> **INSTRUCTIONS FOR THE TASK**
Copy out every line of the records where the string "full" occurs.

-- start of STORED DATA --

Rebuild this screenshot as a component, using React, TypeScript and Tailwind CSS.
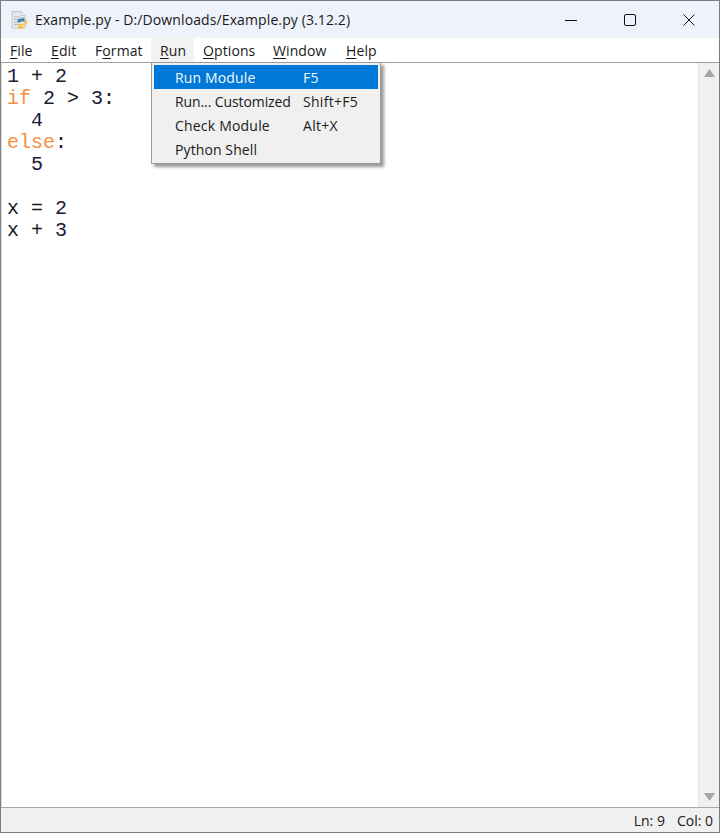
import { ReactNode } from 'react';

const uiFont = "font-['Open_Sans','Noto_Sans',sans-serif]";

function PythonIcon() {
    return (
        <svg width="20" height="20" viewBox="0 0 20 20" className="shrink-0">
            <path d="M2 1.500h9l4 4v12.500H2z" fill="#e8e8ea" stroke="#c4c6cc" strokeWidth="1" />
            <path d="M11 1.500v4h4" fill="#f8f8fa" stroke="#c4c6cc" strokeWidth="1" />
            <path d="M4 7h6M4 9.500h4M4 12h4M4 14.500h4" stroke="#b4b8c0" strokeWidth="1" />
            <path d="M10 8c2-.6 4.500-.5 4.500 1v2.500h-4v1H7.800V10c0-1 1-1.300 2-1.300h3V8.200z" fill="#3f7cb0" />
            <path d="M8.800 18.600c2 .5 4.600.4 4.600-1.100V16h-3v-1H15c1.200 0 2-.8 2-2.500v-1.400c0-1-1-1.300-2-1.300v2.400c0 1.200-.8 1.700-1.800 1.700H9.500c-.9 0-1.400.5-1.400 1.400v2.500c0 .7.200 1 .7 1.200z" fill="#f3c53a" />
        </svg>
    );
}

function MenuLabel({ u, pre = '', post = '', width, active = false }: { u: string; pre?: string; post?: string; width: string; active?: boolean }) {
    return (
        <div className={`h-[24px] flex items-center pl-[9px] ${width} ${active ? 'bg-[#f2f2f2]' : ''}`}>
            <span className="text-[14px] text-[#1a1a1a] whitespace-nowrap tracking-[0.1px]">
                {pre}
                <span className="underline underline-offset-2 decoration-1">{u}</span>
                {post}
            </span>
        </div>
    );
}

function DropdownRow({ label, shortcut, spacing = '', active = false }: { label: string; shortcut?: string; spacing?: string; active?: boolean }) {
    return (
        <div className={`h-[24px] flex items-center text-[14px] whitespace-nowrap ${active ? 'bg-[#0078d7] text-[#f4f8fc]' : 'text-[#1a1a1a]'}`}>
            <span className={`w-[149px] pl-[21px] ${spacing}`}>{label}</span>
            <span className="tracking-[0.3px]">{shortcut}</span>
        </div>
    );
}

function CodeLine({ children }: { children?: ReactNode }) {
    return <div className="h-[22px] leading-[22px] whitespace-pre">{children}</div>;
}

function Num({ children }: { children: ReactNode }) {
    return <span className="text-[#1a1a3a]">{children}</span>;
}

export default function App() {
    return (
        <div className={`relative w-[720px] h-[833px] flex flex-col overflow-hidden bg-white border border-[#7d7d7d] ${uiFont}`}>
            {/* Title bar */}
            <div className="h-[37px] flex items-center bg-[#eef2fa] pl-[9px] shrink-0">
                <PythonIcon />
                <span className="ml-[5px] text-[14px] text-[#1a1a1a] tracking-[0.11px] whitespace-nowrap">Example.py - D:/Downloads/Example.py (3.12.2)</span>
                <div className="ml-auto flex items-center h-full">
                    <div className="w-[58px] flex justify-center">
                        <svg width="12" height="12" viewBox="0 0 12 12"><path d="M0 6.500h12" stroke="#111" strokeWidth="1" /></svg>
                    </div>
                    <div className="w-[59px] flex justify-center">
                        <svg width="12" height="12" viewBox="0 0 12 12"><rect x="0.500" y="0.500" width="11" height="11" rx="1.500" fill="none" stroke="#111" strokeWidth="1" /></svg>
                    </div>
                    <div className="w-[59px] flex justify-center mr-[1px]">
                        <svg width="12" height="12" viewBox="0 0 12 12"><path d="M.5.500l11 11M11.500.500l-11 11" stroke="#111" strokeWidth="1" /></svg>
                    </div>
                </div>
            </div>

            {/* Menu bar */}
            <div className="h-[24px] flex items-center bg-white shrink-0">
                <MenuLabel u="F" post="ile" width="w-[41px]" />
                <MenuLabel u="E" post="dit" width="w-[44px]" />
                <MenuLabel pre="F" u="o" post="rmat" width="w-[65px]" />
                <MenuLabel u="R" post="un" width="w-[43px]" active />
                <MenuLabel u="O" post="ptions" width="w-[70px]" />
                <MenuLabel u="W" post="indow" width="w-[73px]" />
                <MenuLabel u="H" post="elp" width="w-[50px]" />
            </div>
            <div className="h-[1px] bg-[#a0a0a0] shrink-0" />

            {/* Editor + scrollbar */}
            <div className="flex-1 flex min-h-0">
                <div className="flex-1 bg-white pl-[5px] pt-[3px] border-l border-[#e0e0e0] font-['Liberation_Mono',monospace] text-[20px] text-[#1a1a1a]">
                    <CodeLine><Num>1</Num> + <Num>2</Num></CodeLine>
                    <CodeLine><span className="text-[#f58f42]">if</span> <Num>2</Num> &gt; <Num>3</Num>:</CodeLine>
                    <CodeLine>  <Num>4</Num></CodeLine>
                    <CodeLine><span className="text-[#f58f42]">else</span>:</CodeLine>
                    <CodeLine>  <Num>5</Num></CodeLine>
                    <CodeLine />
                    <CodeLine>x = <Num>2</Num></CodeLine>
                    <CodeLine>x + <Num>3</Num></CodeLine>
                </div>
                <div className="w-[21px] bg-[#f0f0f0] border-l border-[#e4e4e4] flex flex-col items-center justify-between py-[6px] shrink-0">
                    <svg width="11" height="8" viewBox="0 0 11 8"><path d="M5.500 0L11 8H0z" fill="#a6a6a6" /></svg>
                    <svg width="11" height="8" viewBox="0 0 11 8"><path d="M5.500 8L11 0H0z" fill="#a6a6a6" /></svg>
                </div>
            </div>

            {/* Status bar */}
            <div className="h-[25px] bg-[#f0f0f0] border-t border-[#a8a8a8] flex items-center justify-end pr-[6px] gap-[12px] text-[14px] text-[#1a1a1a] shrink-0">
                <span>Ln: 9</span>
                <span>Col: 0</span>
            </div>

            {/* Run dropdown */}
            <div className="absolute left-[150px] top-[61px] w-[230px] h-[102px] bg-[#f0f0f0] border border-[#9a9a9a] p-[2px] shadow-[3px_3px_3px_rgba(0,0,0,0.4)]">
                <DropdownRow label="Run Module" shortcut="F5" spacing="tracking-[0.15px]" active />
                <DropdownRow label="Run... Customized" shortcut="Shift+F5" spacing="tracking-[-0.1px]" />
                <DropdownRow label="Check Module" shortcut="Alt+X" spacing="tracking-[0.2px]" />
                <DropdownRow label="Python Shell" spacing="tracking-[0.1px]" />
            </div>
        </div>
    );
}
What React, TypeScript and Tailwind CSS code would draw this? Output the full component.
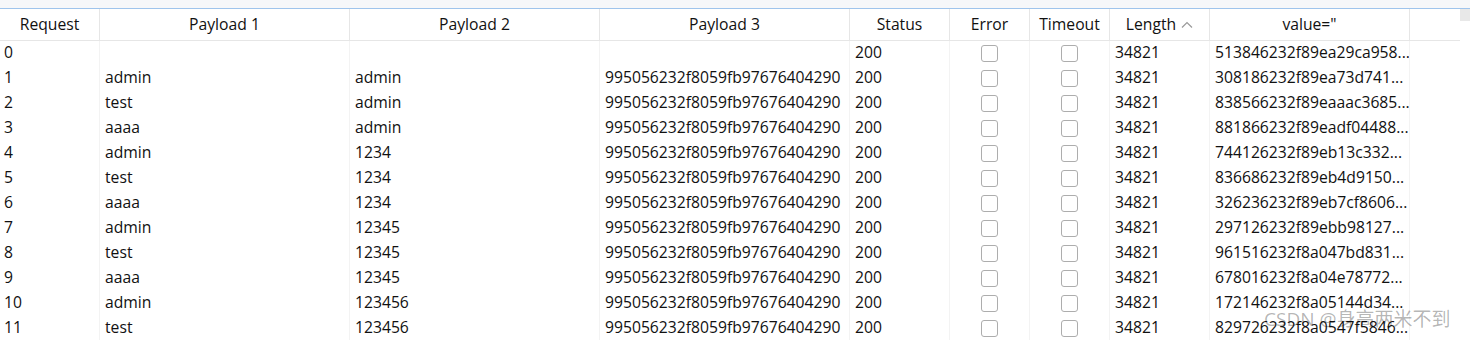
import React from "react";

type Row = {
  req: string;
  p1: string;
  p2: string;
  p3: string;
  value: string;
};

const P3 = "995056232f8059fb97676404290";

const rows: Row[] = [
  { req: "0", p1: "", p2: "", p3: "", value: "513846232f89ea29ca958..." },
  { req: "1", p1: "admin", p2: "admin", p3: P3, value: "308186232f89ea73d741..." },
  { req: "2", p1: "test", p2: "admin", p3: P3, value: "838566232f89eaaac3685..." },
  { req: "3", p1: "aaaa", p2: "admin", p3: P3, value: "881866232f89eadf04488..." },
  { req: "4", p1: "admin", p2: "1234", p3: P3, value: "744126232f89eb13c332..." },
  { req: "5", p1: "test", p2: "1234", p3: P3, value: "836686232f89eb4d9150..." },
  { req: "6", p1: "aaaa", p2: "1234", p3: P3, value: "326236232f89eb7cf8606..." },
  { req: "7", p1: "admin", p2: "12345", p3: P3, value: "297126232f89ebb98127..." },
  { req: "8", p1: "test", p2: "12345", p3: P3, value: "961516232f8a047bd831..." },
  { req: "9", p1: "aaaa", p2: "12345", p3: P3, value: "678016232f8a04e78772..." },
  { req: "10", p1: "admin", p2: "123456", p3: P3, value: "172146232f8a05144d34..." },
  { req: "11", p1: "test", p2: "123456", p3: P3, value: "829726232f8a0547f5846..." },
];

const Checkbox = () => (
  <div className="h-[17px] w-[17px] rounded-[3px] border border-[#adadad] bg-white" />
);

const HeadCell = ({ w, children }: { w: string; children?: React.ReactNode }) => (
  <div
    className={`${w} flex h-full shrink-0 items-center justify-center border-r border-[#e6e6e6]`}
  >
    {children}
  </div>
);

const Cell = ({
  w,
  center,
  children,
}: {
  w: string;
  center?: boolean;
  children?: React.ReactNode;
}) => (
  <div
    className={`${w} flex h-full shrink-0 items-center overflow-hidden whitespace-nowrap border-r border-[#f3f3f3] ${
      center ? "justify-center" : "pb-[2px] pl-[5px]"
    }`}
  >
    {children}
  </div>
);

export default function App() {
  return (
    <div
      className="relative h-[340px] w-[1470px] overflow-hidden bg-white text-[15.7px] text-[#111]"
      style={{ fontFamily: '"Open Sans", "Noto Sans CJK SC", sans-serif' }}
    >
      <div className="h-[8px] bg-[#f6f7f9]" />
      <div className="h-px bg-[#9fc4ec]" />

      <div className="flex">
        <div className="w-[1460px]">
          {/* header */}
          <div className="flex h-[32px] border-b border-[#e6e6e6]">
            <HeadCell w="w-[100px]">Request</HeadCell>
            <HeadCell w="w-[250px]">Payload 1</HeadCell>
            <HeadCell w="w-[250px]">Payload 2</HeadCell>
            <HeadCell w="w-[250px]">Payload 3</HeadCell>
            <HeadCell w="w-[100px]">Status</HeadCell>
            <HeadCell w="w-[80px]">Error</HeadCell>
            <HeadCell w="w-[80px]">Timeout</HeadCell>
            <HeadCell w="w-[100px]">
              <span>Length</span>
              <svg className="ml-[5px] h-[8px] w-[12px]" viewBox="0 0 12 8" fill="none">
                <path d="M1 6.5 L6 1.5 L11 6.5" stroke="#9a9a9a" strokeWidth="1.2" />
              </svg>
            </HeadCell>
            <HeadCell w="w-[200px]">value="</HeadCell>
            <div className="h-full flex-1" />
          </div>

          {/* body */}
          {rows.map((r) => (
            <div key={r.req} className="flex h-[25px]">
              <Cell w="w-[100px]">
                <span className="-ml-px">{r.req}</span>
              </Cell>
              <Cell w="w-[250px]">{r.p1}</Cell>
              <Cell w="w-[250px]">{r.p2}</Cell>
              <Cell w="w-[250px]">{r.p3}</Cell>
              <Cell w="w-[100px]">200</Cell>
              <Cell w="w-[80px]" center>
                <Checkbox />
              </Cell>
              <Cell w="w-[80px]" center>
                <Checkbox />
              </Cell>
              <Cell w="w-[100px]">34821</Cell>
              <Cell w="w-[200px]">{r.value}</Cell>
              <div className="h-full flex-1" />
            </div>
          ))}
        </div>
        <div className="w-[10px]">
          <div className="h-[12px] bg-[#e8e8e8]" />
        </div>
      </div>

      <div className="absolute left-[1264px] top-[305px] text-[19px] text-[#000]/30">
        CSDN @身高两米不到
      </div>
    </div>
  );
}
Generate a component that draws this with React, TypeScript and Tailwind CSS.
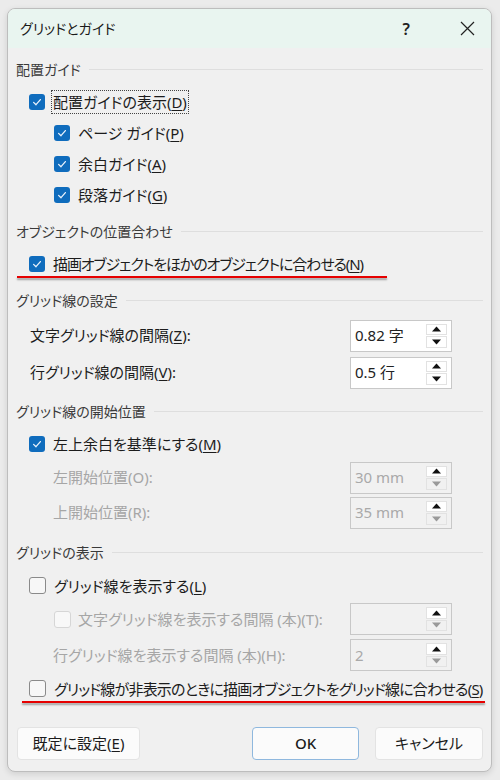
import React from "react";

const U = ({ c }: { c: string }) => <span className="underline underline-offset-2">{c}</span>;

function Check({ checked, disabled }: { checked?: boolean; disabled?: boolean }) {
  if (checked) {
    return (
      <div className="w-[16px] h-[16px] rounded-[3px] bg-[#0f6cbd] flex items-center justify-center shrink-0">
        <svg width="16" height="16" viewBox="0 0 16 16">
          <path d="M4.6 8.4 L7 10.7 L11.4 5.6" fill="none" stroke="#e8f1fb" strokeWidth="1.3" strokeLinecap="round" strokeLinejoin="round" />
        </svg>
      </div>
    );
  }
  if (disabled) {
    return <div className="w-[17px] h-[17px] rounded-[3px] border border-[#d6d6d6] bg-[#f8f8f8] shrink-0" />;
  }
  return <div className="w-[17px] h-[17px] rounded-[3px] border border-[#8a8a8a] bg-[#f7f7f7] shrink-0" />;
}

function Tri({ up, color }: { up?: boolean; color: string }) {
  return (
    <svg width="9" height="6" viewBox="0 0 9 6">
      {up ? <polygon points="0,5.5 4.5,0.5 9,5.5" fill={color} /> : <polygon points="0,0.5 4.5,5.5 9,0.5" fill={color} />}
    </svg>
  );
}

function Spinner({ value, disabled }: { value: React.ReactNode; disabled?: boolean }) {
  return (
    <div
      className={`w-[102px] h-[32px] border border-[#c8c8c8] p-px flex ${disabled ? "bg-[#f1f1f1]" : "bg-white"}`}
    >
      <div className={`flex-1 flex items-center pl-[3px] text-[15px] ${disabled ? "text-[#a9a9a9]" : "text-[#222]"}`}>{value}</div>
      <div className="w-[21px] mr-[3px] my-[2px] flex flex-col gap-px">
        <div className="flex-1 bg-white border border-[#e2e2e2] flex items-center justify-center">
          <Tri up color="#111" />
        </div>
        <div className={`flex-1 border border-[#e2e2e2] flex items-center justify-center ${disabled ? "bg-[#f1f1f1]" : "bg-white"}`}>
          <Tri color={disabled ? "#9a9a9a" : "#111"} />
        </div>
      </div>
    </div>
  );
}

function Header({ children, mt }: { children: React.ReactNode; mt: string }) {
  return (
    <div className={`flex items-center h-[22px] gap-[8px] ${mt}`}>
      <span className="text-[14px] text-[#3a3a3a]">{children}</span>
      <div className="flex-1 h-px bg-[#dedede]" />
    </div>
  );
}

function CheckRow({
  checked,
  disabled,
  level,
  children,
  focus,
  red,
  track,
}: {
  checked?: boolean;
  disabled?: boolean;
  level: 1 | 2;
  children: React.ReactNode;
  focus?: boolean;
  red?: string;
  track?: string;
}) {
  return (
    <div className={`relative h-[31px] flex items-center ${level === 1 ? "pl-[13px]" : "pl-[38px]"}`}>
      <Check checked={checked} disabled={disabled} />
      <span
        className={`ml-[6px] whitespace-nowrap text-[15px] leading-[22px] px-px ${track ?? ""} ${
          disabled ? "text-[#a6a6a6]" : "text-[#1c1c1c]"
        } ${focus ? "border border-dotted border-[#444]" : "border border-transparent"}`}
      >
        {children}
      </span>
      {red && <div className={`absolute top-[28px] h-[2px] bg-[#e60000] shadow-[0_2px_2px_rgba(0,0,0,0.35)] ${red}`} />}
    </div>
  );
}

function SpinRow({
  label,
  value,
  disabled,
  indent,
  h,
}: {
  label: React.ReactNode;
  value: React.ReactNode;
  disabled?: boolean;
  indent: string;
  h: string;
}) {
  return (
    <div className={`flex items-center pr-[31px] ${h}`}>
      <span className={`flex-1 whitespace-nowrap text-[15px] ${indent} ${disabled ? "text-[#a6a6a6]" : "text-[#1c1c1c]"}`}>{label}</span>
      <Spinner value={value} disabled={disabled} />
    </div>
  );
}

export default function App() {
  return (
    <div className="w-[500px] h-[780px] bg-[#ebebeb] pt-[8px] pl-[7px] font-['Noto_Sans','Noto_Sans_CJK_JP',sans-serif] [font-feature-settings:'palt']">
      <div className="w-[485px] h-[764px] rounded-[8px] border border-[#bdbdbd] overflow-hidden bg-[#f0f0f0] flex flex-col shadow-[0_2px_6px_rgba(0,0,0,0.12)]">
        <div className="h-[39px] shrink-0 bg-[#e9f5f0] flex items-center pl-[12px] pr-[16px]">
          <span className="text-[14px] text-[#1a1a1a]">グリッドとガイド</span>
          <span className="ml-auto mr-[50px] text-[16px] font-semibold text-[#222]">?</span>
          <svg width="15" height="15" viewBox="0 0 15 15">
            <path d="M1 1 L14 14 M14 1 L1 14" stroke="#222" strokeWidth="1.2" />
          </svg>
        </div>
        <div className="flex-1 flex flex-col px-[8px]">
          <Header mt="mt-[10px]">配置ガイド</Header>
          <div className="mt-[6px]">
            <CheckRow checked level={1} focus>
              配置ガイドの表示(<U c="D" />)
            </CheckRow>
            <CheckRow checked level={2}>
              ページ ガイド(<U c="P" />)
            </CheckRow>
            <CheckRow checked level={2}>
              余白ガイド(<U c="A" />)
            </CheckRow>
            <CheckRow checked level={2}>
              段落ガイド(<U c="G" />)
            </CheckRow>
          </div>
          <Header mt="mt-[10px]">オブジェクトの位置合わせ</Header>
          <div className="mt-[6px]">
            <CheckRow checked level={1} red="left-[1px] w-[370px]" track="tracking-[-1.1px]">
              描画オブジェクトをほかのオブジェクトに合わせる(<U c="N" />)
            </CheckRow>
          </div>
          <Header mt="mt-[10px]">グリッド線の設定</Header>
          <div className="mt-[6px]">
            <SpinRow h="h-[37px]" indent="pl-[14px]" label={<>文字グリッド線の間隔(<U c="Z" />):</>} value="0.82 字" />
            <SpinRow h="h-[37px]" indent="pl-[14px]" label={<>行グリッド線の間隔(<U c="V" />):</>} value="0.5 行" />
          </div>
          <Header mt="mt-[9px]">グリッド線の開始位置</Header>
          <div className="mt-[6px]">
            <CheckRow checked level={1}>
              左上余白を基準にする(<U c="M" />)
            </CheckRow>
          </div>
          <div className="mt-px">
            <SpinRow h="h-[35px]" indent="pl-[37px]" disabled label="左開始位置(O):" value="30 mm" />
            <SpinRow h="h-[35px]" indent="pl-[37px]" disabled label="上開始位置(R):" value="35 mm" />
          </div>
          <Header mt="mt-[11px]">グリッドの表示</Header>
          <div className="mt-[7px]">
            <CheckRow level={1}>
              グリッド線を表示する(<U c="L" />)
            </CheckRow>
          </div>
          <div className="flex items-center pr-[31px] h-[36px]">
            <div className="flex-1 flex items-center pl-[38px]">
              <Check disabled />
              <span className="ml-[7px] whitespace-nowrap text-[15px] text-[#a6a6a6]">文字グリッド線を表示する間隔 (本)(T):</span>
            </div>
            <Spinner disabled value="" />
          </div>
          <SpinRow h="h-[36px]" indent="pl-[37px]" disabled label="行グリッド線を表示する間隔 (本)(H):" value="2" />
          <CheckRow level={1} red="left-[6px] w-[463px]" track="tracking-[-0.8px]">
            グリッド線が非表示のときに描画オブジェクトをグリッド線に合わせる(<U c="S" />)
          </CheckRow>
          <div className="mt-[23px] flex items-center">
            <button className="ml-px w-[123px] h-[33px] bg-[#fbfbfb] border border-[#e3e3e3] rounded-[4px] text-[15px] text-[#1c1c1c]">
              既定に設定(<U c="E" />)
            </button>
            <div className="ml-auto flex gap-[16px]">
              <button className="w-[107px] h-[33px] bg-[#fbfbfb] border border-[#8fb8de] rounded-[4px] text-[15px] font-medium text-[#1c1c1c]">
                OK
              </button>
              <button className="w-[108px] h-[33px] bg-[#fbfbfb] border border-[#e3e3e3] rounded-[4px] text-[15px] text-[#1c1c1c]">
                キャンセル
              </button>
            </div>
          </div>
        </div>
      </div>
    </div>
  );
}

-- end of STORED DATA --

> **REPLY TO THE TASK**
                <div className="ml-auto flex items-center h-full">
What React, TypeScript and Tailwind CSS code would draw this? Output the full component.
    className={`${w} flex h-full shrink-0 items-center justify-center border-r border-[#e6e6e6]`}
    className={`${w} flex h-full shrink-0 items-center overflow-hidden whitespace-nowrap border-r border-[#f3f3f3] ${
            <div className="h-full flex-1" />
              <div className="h-full flex-1" />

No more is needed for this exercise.